Myth: You can only get an IUD if you have already had children
Some doctors have been reluctant to give IUDs to people who have never given birth, but the American College of Obstetricians and Gynecologists points out to their members that IUDs are just as safe and advisable for teens and “nulliparous women” (those who have not given birth) as they are for anyone else.
If you’ve ever had a doctor tell you they can’t give you an IUD because you haven’t had kids, they aren’t keeping up with the medical literature (or even the package inserts on those devices!) and you should find a new doctor.
Myth: Hormonal birth control increases your risk of cancer
Some studies have found that oral contraceptives slightly and temporarily increase the risk of breast and cervical cancer, but these findings are inconsistent—some studies find no link between birth control and breast cancer.
But it’s also important to note that birth control pills seem to reduce the risk of endometrial, ovarian, and colorectal cancer.
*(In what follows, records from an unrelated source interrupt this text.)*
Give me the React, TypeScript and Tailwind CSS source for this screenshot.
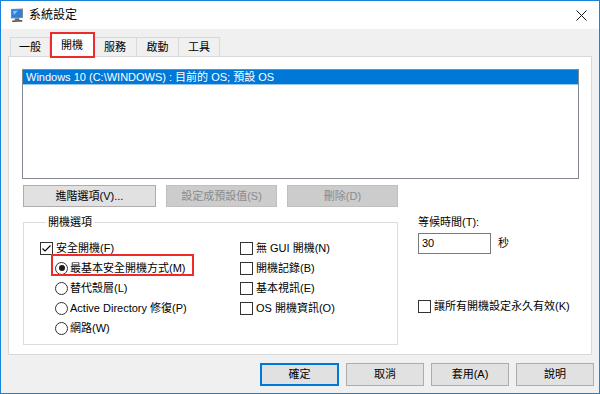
import React from 'react';

const font = "font-['Liberation_Sans','Noto_Sans_CJK_TC',sans-serif]";

const CheckBox = ({ checked = false }: { checked?: boolean }) => (
  <span className="w-[13px] h-[13px] border border-[#333333] bg-white flex items-center justify-center shrink-0">
    {checked ? (
      <svg width="11" height="11" viewBox="0 0 11 11">
        <path d="M1.5 5.5 L4 8 L9.5 2.5" fill="none" stroke="#000" strokeWidth="1.1" />
      </svg>
    ) : null}
  </span>
);

const Radio = ({ checked = false }: { checked?: boolean }) => (
  <span className="w-[13px] h-[13px] rounded-full border border-[#333333] bg-white flex items-center justify-center shrink-0">
    {checked ? <span className="w-[6px] h-[6px] rounded-full bg-[#1a1a1a]" /> : null}
  </span>
);

interface BtnProps {
  label: string;
  width: string;
  disabled?: boolean;
  primary?: boolean;
}

const Button = ({ label, width, disabled, primary }: BtnProps) => {
  let cls = 'bg-[#e1e1e1] border border-[#adadad] text-black';
  if (disabled) cls = 'bg-[#cccccc] border border-[#bfbfbf] text-[#8a8a8a]';
  if (primary) cls = 'bg-[#e1e1e1] border-2 border-[#0078d7] text-black';
  return (
    <div className={`${width} h-full flex items-center justify-center leading-[15px] ${cls}`}>{label}</div>
  );
};

const tabs = ['一般', '開機', '服務', '啟動', '工具'];
const tabWidths = ['w-[40px]', 'w-[44px]', 'w-[44px]', 'w-[43px]', 'w-[42px]'];

export default function App() {
  return (
    <div className={`w-[600px] h-[394px] border border-[#1883d7] flex flex-col bg-[#f0f0f0] text-[11px] text-black ${font}`}>
      {/* title bar */}
      <div className="h-[28px] bg-white flex items-center shrink-0">
        <svg width="16" height="16" viewBox="0 0 16 16" className="ml-[8px]">
          <path d="M2 2 L14 1.5 L14 11 L2 11.5 Z" fill="#7c8a99" />
          <path d="M3 3 L13 2.6 L13 10 L3 10.4 Z" fill="#2f7fd8" />
          <path d="M4 4 L9 3.8 L5 8 Z" fill="#8cc4f5" />
          <path d="M6 11.5 L10 11.3 L10.5 13 L5.5 13.2 Z" fill="#5d6670" />
          <path d="M3.5 13.5 L13 13 L13.5 14.5 L3 15 Z" fill="#3f4750" />
        </svg>
        <span className="ml-[4px] text-[12px] leading-[16px]">系統設定</span>
        <svg width="11" height="11" viewBox="0 0 11 11" className="ml-auto mr-[12px]">
          <path d="M0.5 0.5 L10.5 10.5 M10.5 0.5 L0.5 10.5" stroke="#111" strokeWidth="1" />
        </svg>
      </div>

      {/* body */}
      <div className="flex-1 flex flex-col px-[7px] pt-[4px]">
        {/* tabs */}
        <div className="h-[23px] flex items-end pl-[2px] shrink-0">
          {tabs.map((t, i) =>
            i === 1 ? (
              <div
                key={t}
                className={`${tabWidths[i]} relative z-10 -mb-px h-[24px] bg-white border border-b-0 border-[#d9d9d9] flex items-center justify-center leading-[15px]`}
              >
                {t}
                <span className="absolute -top-[2px] -left-[1px] -right-[2px] -bottom-[1px] border-2 border-[#ee2b2b]" />
              </div>
            ) : (
              <div
                key={t}
                className={`${tabWidths[i]} h-[19px] bg-[#f0f0f0] border border-b-0 border-[#d9d9d9] -ml-px first:ml-0 flex items-center justify-center leading-[15px]`}
              >
                {t}
              </div>
            ),
          )}
        </div>

        {/* tab panel */}
        <div className="h-[299px] bg-white border border-[#d9d9d9] pt-[12px] pl-[13px] shrink-0">
          <div className="w-[557px] h-[110px] border border-[#828790] bg-white">
            <div className="h-[15px] bg-[#0078d7] border-b border-[#99c9ef] text-white leading-[14px] pl-[3px]">
              Windows 10 (C:\WINDOWS) : 目前的 OS; 預設 OS
            </div>
          </div>

          <div className="flex h-[22px] mt-[6px] ml-[1px] gap-[10px]">
            <Button label="進階選項(V)..." width="w-[133px]" />
            <Button label="設定成預設值(S)" width="w-[111px]" disabled />
            <Button label="刪除(D)" width="w-[111px]" disabled />
          </div>

          <div className="flex mt-[8px] ml-[1px]">
            <fieldset className="w-[375px] h-[130px] border border-[#dcdcdc] pl-[16px]">
              <legend className="ml-[6px] px-[2px] leading-[15px]">開機選項</legend>
              <div className="flex pt-[8px]">
                <div className="w-[200px] flex flex-col">
                  <div className="h-[20px] flex items-center gap-[3px]">
                    <CheckBox checked />
                    <span>安全開機(F)</span>
                  </div>
                  <div className="h-[20px] flex items-center pl-[15px]">
                    <div className="relative flex items-center gap-[2px]">
                      <Radio checked />
                      <span>最基本安全開機方式(M)</span>
                      <span className="absolute -top-[6px] -left-[4px] w-[143px] h-[22px] border-2 border-[#ee2b2b]" />
                    </div>
                  </div>
                  <div className="h-[20px] flex items-center pl-[15px] gap-[2px]">
                    <Radio />
                    <span>替代殼層(L)</span>
                  </div>
                  <div className="h-[20px] flex items-center pl-[15px] gap-[2px]">
                    <Radio />
                    <span>Active Directory 修復(P)</span>
                  </div>
                  <div className="h-[20px] flex items-center pl-[15px] gap-[2px]">
                    <Radio />
                    <span>網路(W)</span>
                  </div>
                </div>
                <div className="flex flex-col">
                  {['無 GUI 開機(N)', '開機記錄(B)', '基本視訊(E)', 'OS 開機資訊(O)'].map((s) => (
                    <div key={s} className="h-[20px] flex items-center gap-[3px]">
                      <CheckBox />
                      <span>{s}</span>
                    </div>
                  ))}
                </div>
              </div>
            </fieldset>

            <div className="ml-[20px] flex flex-col">
              <div className="h-[15px] leading-[15px]">等候時間(T):</div>
              <div className="flex items-center mt-[3px]">
                <div className="w-[73px] h-[21px] border border-[#7a7a7a] bg-white flex items-center pl-[3px]">30</div>
                <span className="ml-[7px]">秒</span>
              </div>
              <div className="h-[20px] flex items-center gap-[3px] mt-[42px]">
                <CheckBox />
                <span>讓所有開機設定永久有效(K)</span>
              </div>
            </div>
          </div>
        </div>

        {/* bottom buttons */}
        <div className="flex justify-end h-[23px] mt-[8px] -mr-[2px] gap-[7px]">
          <Button label="確定" width="w-[79px]" primary />
          <Button label="取消" width="w-[78px]" />
          <Button label="套用(A)" width="w-[78px]" />
          <Button label="說明" width="w-[78px]" />
        </div>
      </div>
    </div>
  );
}
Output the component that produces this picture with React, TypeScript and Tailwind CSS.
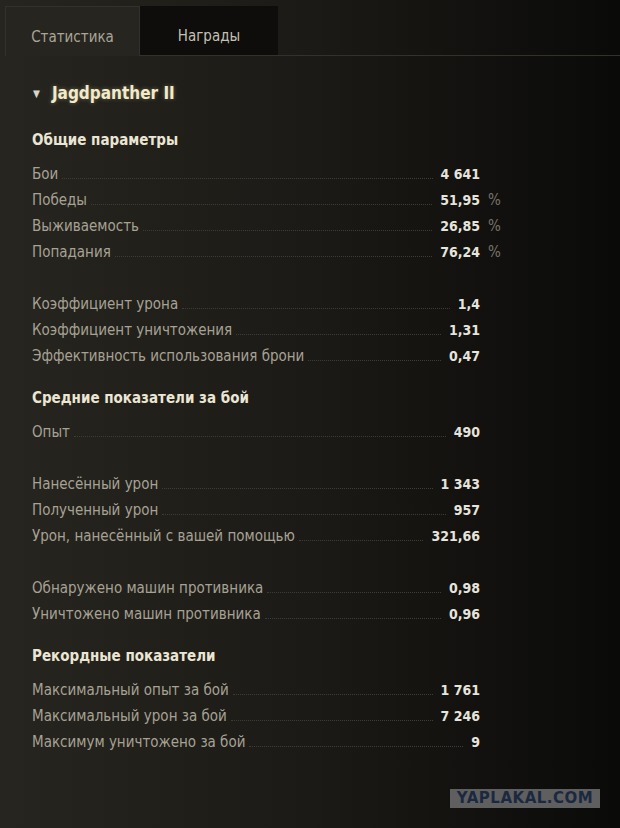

On balance, it seems likely that hormonal birth control prevents more cancers than it causes.
Myth: It’s unsafe to skip your period
Birth control pills often come in a pack that includes inactive pills. During the week you take these pills, you have your period. But it’s fine to skip those pills, and just start the next pack of pills right away. This means you won’t have your period—and that’s totally fine.
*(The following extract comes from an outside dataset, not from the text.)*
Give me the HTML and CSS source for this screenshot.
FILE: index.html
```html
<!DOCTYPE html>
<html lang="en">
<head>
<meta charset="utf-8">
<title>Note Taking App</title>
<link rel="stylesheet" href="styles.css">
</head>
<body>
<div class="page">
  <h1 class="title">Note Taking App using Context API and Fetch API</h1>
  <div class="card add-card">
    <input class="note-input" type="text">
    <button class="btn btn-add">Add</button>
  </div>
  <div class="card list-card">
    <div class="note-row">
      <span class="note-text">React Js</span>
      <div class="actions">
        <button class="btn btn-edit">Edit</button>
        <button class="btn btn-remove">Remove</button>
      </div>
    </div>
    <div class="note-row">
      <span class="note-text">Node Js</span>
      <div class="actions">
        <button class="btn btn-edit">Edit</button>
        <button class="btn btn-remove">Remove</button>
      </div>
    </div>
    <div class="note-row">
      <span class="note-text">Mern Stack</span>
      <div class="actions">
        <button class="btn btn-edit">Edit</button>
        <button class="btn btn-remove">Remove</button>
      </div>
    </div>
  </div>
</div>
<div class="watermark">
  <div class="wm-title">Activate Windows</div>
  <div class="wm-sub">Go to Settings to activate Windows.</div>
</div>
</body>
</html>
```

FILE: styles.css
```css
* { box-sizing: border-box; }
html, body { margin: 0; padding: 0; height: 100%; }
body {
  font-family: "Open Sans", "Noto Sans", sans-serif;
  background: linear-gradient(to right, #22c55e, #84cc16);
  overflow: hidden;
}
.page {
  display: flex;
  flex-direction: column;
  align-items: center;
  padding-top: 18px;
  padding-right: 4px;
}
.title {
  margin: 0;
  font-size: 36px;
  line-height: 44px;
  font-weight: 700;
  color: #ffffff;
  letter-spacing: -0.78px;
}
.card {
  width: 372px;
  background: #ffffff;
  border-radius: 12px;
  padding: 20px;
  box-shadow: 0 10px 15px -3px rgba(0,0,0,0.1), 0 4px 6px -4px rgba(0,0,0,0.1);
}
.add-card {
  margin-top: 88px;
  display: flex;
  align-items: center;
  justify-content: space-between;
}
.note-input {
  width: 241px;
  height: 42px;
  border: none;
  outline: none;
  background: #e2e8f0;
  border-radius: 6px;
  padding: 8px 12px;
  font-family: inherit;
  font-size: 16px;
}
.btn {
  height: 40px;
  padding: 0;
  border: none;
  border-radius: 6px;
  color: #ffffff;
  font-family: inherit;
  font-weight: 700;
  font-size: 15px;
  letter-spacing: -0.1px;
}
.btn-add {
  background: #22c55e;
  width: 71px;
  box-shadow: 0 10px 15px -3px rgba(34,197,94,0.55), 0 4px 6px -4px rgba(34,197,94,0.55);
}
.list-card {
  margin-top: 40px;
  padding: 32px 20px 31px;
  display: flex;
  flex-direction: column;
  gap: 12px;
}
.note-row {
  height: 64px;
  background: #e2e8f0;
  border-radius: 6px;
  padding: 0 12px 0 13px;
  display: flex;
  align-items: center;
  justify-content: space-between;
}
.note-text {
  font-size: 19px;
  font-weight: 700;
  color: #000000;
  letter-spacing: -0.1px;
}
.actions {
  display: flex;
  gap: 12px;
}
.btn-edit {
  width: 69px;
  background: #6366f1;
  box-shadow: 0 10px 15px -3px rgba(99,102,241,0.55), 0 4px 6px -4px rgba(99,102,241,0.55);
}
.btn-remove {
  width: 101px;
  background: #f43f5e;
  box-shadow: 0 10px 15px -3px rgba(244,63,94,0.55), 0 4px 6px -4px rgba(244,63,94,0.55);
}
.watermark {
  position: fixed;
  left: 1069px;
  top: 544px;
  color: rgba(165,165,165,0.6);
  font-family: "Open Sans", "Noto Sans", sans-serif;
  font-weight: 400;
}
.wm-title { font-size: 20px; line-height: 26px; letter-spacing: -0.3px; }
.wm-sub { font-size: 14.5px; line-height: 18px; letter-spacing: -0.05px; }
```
There’s no medical need to trigger your body to have a period. Longer-acting contraceptives like Depo-Provera (a shot given every 12 weeks) and hormonal IUDs (like Mirena, which lasts for eight years) don’t give you a break from the hormones. You may end up having lighter periods or no periods at all while you’re using those methods.
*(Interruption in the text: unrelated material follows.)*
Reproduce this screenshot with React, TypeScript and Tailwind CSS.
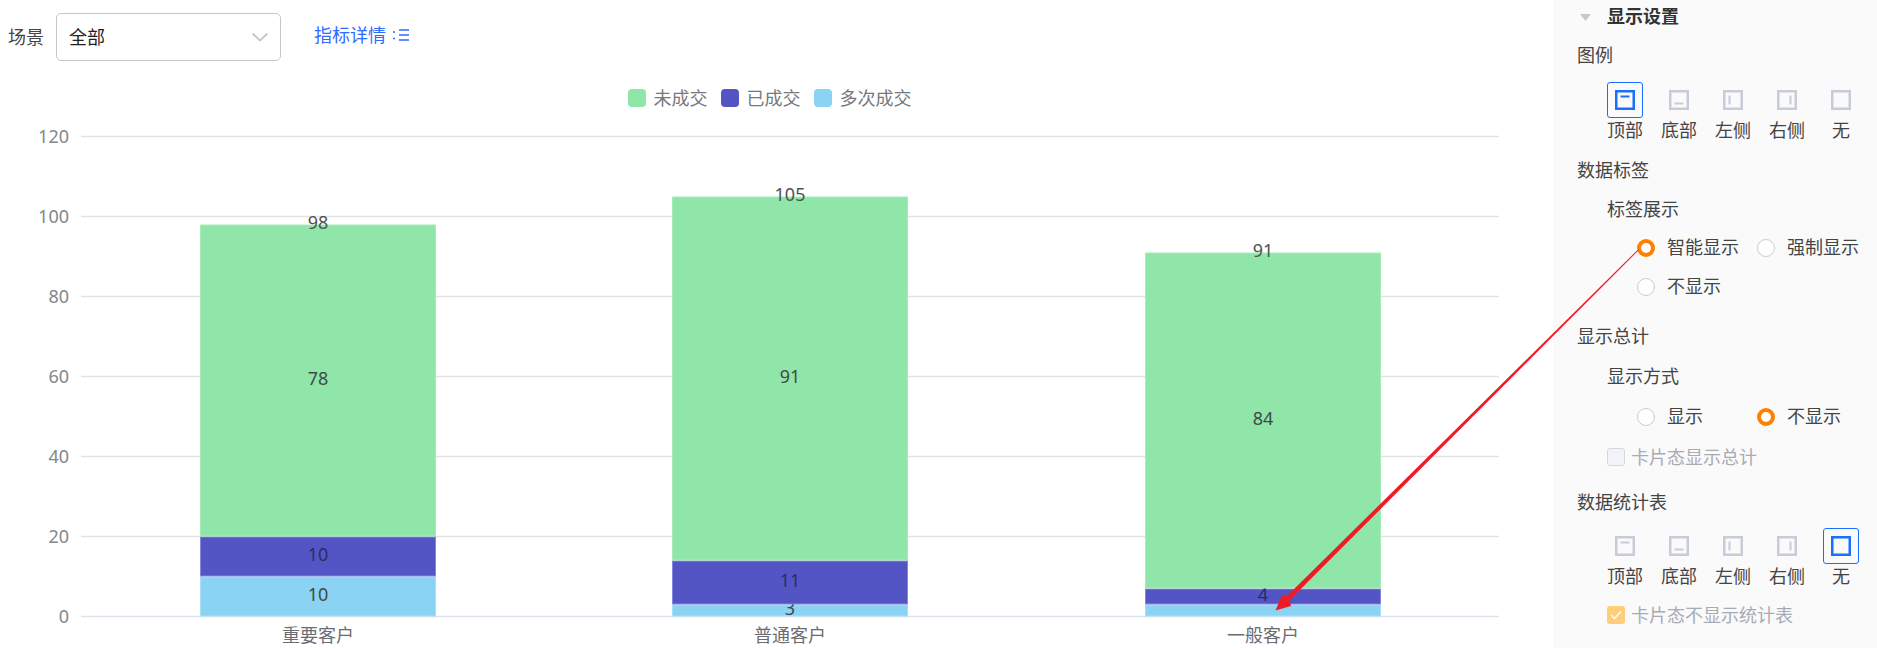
const categories = [
  { name: "重要客户", x: 200, values: [10, 10, 78], total: 98, hideFirst: false },
  { name: "普通客户", x: 672, values: [3, 11, 91], total: 105, hideFirst: false },
  { name: "一般客户", x: 1145, values: [3, 4, 84], total: 91, hideFirst: true },
];

const series = [
  { name: "未成交", fill: "#8fe6a8", stroke: "#a5ecb9", swatch: "bg-[#8fe6a8]" },
  { name: "已成交", fill: "#5355c4", stroke: "#8586dc", swatch: "bg-[#5355c4]" },
  { name: "多次成交", fill: "#8bd3f2", stroke: "#a8e0f7", swatch: "bg-[#8bd3f2]" },
];

// stack order from the axis upward
const stackOrder = [series[2], series[1], series[0]];

const baseY = 616.5;
const unit = 4;
const ticks = [0, 20, 40, 60, 80, 100, 120];

const Chart = () => (
  <svg className="block w-[1553px] h-[528px]" viewBox="0 120 1553 528">
    {ticks.map(t => {
      const y = baseY - t * unit;
      return (
        <g key={t}>
          <line x1="81" x2="1499" y1={y} y2={y} stroke={t === 0 ? "#dfe3ee" : "#e3e3e6"} strokeWidth="1.6" />
          <text x="69" y={y - 1} textAnchor="end" dominantBaseline="central" fontSize="18" fill="#85868c">
            {t}
          </text>
        </g>
      );
    })}
    {categories.map(cat => {
      let acc = 0;
      return (
        <g key={cat.name}>
          {cat.values.map((v, i) => {
            const top = baseY - (acc + v) * unit;
            const s = stackOrder[i];
            const labelY = top + (v * unit) / 2 - 3;
            acc += v;
            return (
              <g key={s.name}>
                <rect x={cat.x + 0.5} y={top + 0.5} width="235" height={v * unit - 1} fill={s.fill} stroke={s.stroke} />
                {!(cat.hideFirst && i === 0) && (
                  <text
                    x={cat.x + 118}
                    y={labelY}
                    textAnchor="middle"
                    dominantBaseline="central"
                    fontSize="18"
                    fill={i === 1 ? "#2b2c66" : "#3f4a48"}
                  >
                    {v}
                  </text>
                )}
              </g>
            );
          })}
          <text
            x={cat.x + 118}
            y={baseY - cat.total * unit - 3}
            textAnchor="middle"
            dominantBaseline="central"
            fontSize="18"
            fill="#4b5553"
          >
            {cat.total}
          </text>
          <text x={cat.x + 118} y="635" textAnchor="middle" dominantBaseline="central" fontSize="18" fill="#6b6c72">
            {cat.name}
          </text>
        </g>
      );
    })}
  </svg>
);

const PositionIcon = ({ type, active }: { type: string; active?: boolean }) => (
  <div
    className={`w-[36px] h-[36px] rounded-[3px] flex items-center justify-center border ${
      active ? "border-[#1a6fff]" : "border-transparent"
    }`}
  >
    <svg width="22" height="22" viewBox="0 0 22 22" fill="none" stroke={active ? "#1a6fff" : "#c8ccd8"}>
      <rect x="2.25" y="2.25" width="17.5" height="17.5" strokeWidth="2.5" />
      {type === "top" && <path d="M6.5 7.5h9" strokeWidth="2" />}
      {type === "bottom" && <path d="M6.5 14.5h9" strokeWidth="2" />}
      {type === "left" && <path d="M7.5 6.5v9" strokeWidth="2" />}
      {type === "right" && <path d="M14.5 6.5v9" strokeWidth="2" />}
    </svg>
  </div>
);

const positions = [
  { type: "top", label: "顶部" },
  { type: "bottom", label: "底部" },
  { type: "left", label: "左侧" },
  { type: "right", label: "右侧" },
  { type: "none", label: "无" },
];

const PositionRow = ({ active }: { active: string }) => (
  <div className="flex pl-[45px] mt-[10px]">
    {positions.map(p => (
      <div key={p.type} className="w-[54px] flex flex-col items-center">
        <PositionIcon type={p.type} active={p.type === active} />
        <span className="h-[26px] leading-[24px] text-[#444]">{p.label}</span>
      </div>
    ))}
  </div>
);

const Radio = ({ label, checked }: { label: string; checked?: boolean }) => (
  <div className="w-[120px] flex items-center gap-3 text-[#444]">
    <span
      className={`w-[18px] h-[18px] rounded-full bg-white ${
        checked ? "border-[4.5px] border-[#ff8000]" : "border border-[#c9ccd6]"
      }`}
    />
    <span className="mb-[2px]">{label}</span>
  </div>
);

const App = () => {
  return (
    <div className="relative flex w-[1877px] h-[648px] overflow-hidden bg-white text-[18px] font-['Noto_Sans','Noto_Sans_CJK_SC',sans-serif]">
      <div className="w-[1553px] shrink-0">
        <div className="flex items-center h-[76px] pl-[8px] pb-[2px]">
          <span className="text-[#444] w-[48px]">场景</span>
          <div className="flex items-center justify-between w-[225px] h-[48px] pl-[12px] pr-[11px] bg-white border border-[#c5c7d0] rounded-[5px] text-[#222]">
            <span>全部</span>
            <svg width="18" height="10" viewBox="0 0 18 10" fill="none" stroke="#c5c9d3" strokeWidth="2">
              <path d="M1.5 1.5 9 8.5l7.5-7" />
            </svg>
          </div>
          <div className="flex items-center gap-[7px] ml-[33px] mb-[4px] text-[#2f6bff]">
            <span>指标详情</span>
            <svg width="16" height="14" viewBox="0 0 16 14" fill="none" stroke="#2f6bff" strokeWidth="1.5">
              <path d="M0 4h2M0 10.5h2M6 2h10M6 7h10M6 12h10" />
            </svg>
          </div>
        </div>
        <div className="flex justify-center gap-[13px] h-[44px] items-center pr-[14px] text-[18px] text-[#77787e]">
          {series.map(s => (
            <div key={s.name} className="flex items-center gap-[8px]">
              <span className={`w-[18px] h-[18px] rounded-[4px] ${s.swatch}`} />
              <span>{s.name}</span>
            </div>
          ))}
        </div>
        <Chart />
      </div>

      <div className="w-[324px] bg-[#fafafb] text-[#444]">
        <div className="flex items-center h-[32px] pl-[27px] gap-[16px]">
          <svg width="11" height="7" viewBox="0 0 11 7" className="mt-[3px]">
            <path d="M0 0h11L5.5 7z" fill="#c5c8d2" />
          </svg>
          <span className="font-bold text-[#333]">显示设置</span>
        </div>
        <div className="h-[32px] leading-[30px] mt-[8px] pl-[24px]">图例</div>
        <PositionRow active="top" />
        <div className="h-[32px] leading-[30px] mt-[11px] pl-[24px]">数据标签</div>
        <div className="h-[32px] leading-[32px] mt-[6px] pl-[54px]">标签展示</div>
        <div className="flex items-center h-[32px] mt-[7px] pl-[84px]">
          <Radio label="智能显示" checked />
          <Radio label="强制显示" />
        </div>
        <div className="flex items-center h-[32px] mt-[7px] pl-[84px]">
          <Radio label="不显示" />
        </div>
        <div className="h-[32px] leading-[30px] mt-[18px] pl-[24px]">显示总计</div>
        <div className="h-[32px] leading-[30px] mt-[8px] pl-[54px]">显示方式</div>
        <div className="flex items-center h-[32px] mt-[8px] pl-[84px]">
          <Radio label="显示" />
          <Radio label="不显示" checked />
        </div>
        <div className="flex items-center gap-[6px] h-[32px] mt-[8px] pl-[54px] text-[#a8abb3]">
          <span className="w-[18px] h-[18px] rounded-[3px] bg-[#f2f3f7] border border-[#d5d8e0]" />
          <span>卡片态显示总计</span>
        </div>
        <div className="h-[32px] leading-[32px] mt-[13px] pl-[24px]">数据统计表</div>
        <PositionRow active="none" />
        <div className="flex items-center gap-[6px] h-[32px] mt-[9px] pl-[54px] text-[#a8abb3]">
          <span className="flex items-center justify-center w-[18px] h-[18px] rounded-[3px] bg-[#ffcc7a]">
            <svg width="12" height="10" viewBox="0 0 12 10" fill="none" stroke="#fff" strokeWidth="1.3">
              <path d="M1 5l3.5 3.5L11 1.5" />
            </svg>
          </span>
          <span>卡片态不显示统计表</span>
        </div>
      </div>

      {/* red annotation arrow on top of the screenshot */}
      <svg className="absolute inset-0 pointer-events-none" width="1877" height="648" viewBox="0 0 1877 648">
        <polygon
          points="1638.9,250 1638.1,249.4 1287,596 1282,595 1275.5,610.5 1291,606 1289.8,600"
          fill="#ee1c25"
        />
      </svg>
    </div>
  );
};

export default App;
Myth: If you had unprotected sex and didn’t get pregnant, you’re infertile
This is another holdover from bad sex ed. There’s often an emphasis on the idea that you can get pregnant even if you only have sex once (true) that people end up believing that they are likely to cause a pregnancy every single time they have sex. That part is not true.
In a person who ovulates regularly, typically only a few days out of each month are “fertile” days. Most of the time, we don’t know which days those are. (That said, if you’d like to geek out about this, there’s a whole thing called fertility awareness where you attempt to track your fertile days, for the purpose of either getting pregnant or avoiding pregnancy.)
There are also other reasons why a person might not get pregnant. For example, you might not ovulate every month. This is more common with teenagers and with people who have recently given birth, as well as in certain medical conditions like PCOS.
And even if you have sex right around the time of ovulation, it’s still unpredictable as to whether a sperm cell ends up meeting an egg cell. And then, after fertilization, many embryos don’t implant or don’t end up developing into a pregnancy. In fact, it’s so common to have sex and not get pregnant that people who are trying for a baby are not considered to be dealing with infertility until they have been trying for a full year. So that one time you had sex and you or your partner didn’t get pregnant? You may just have gotten lucky.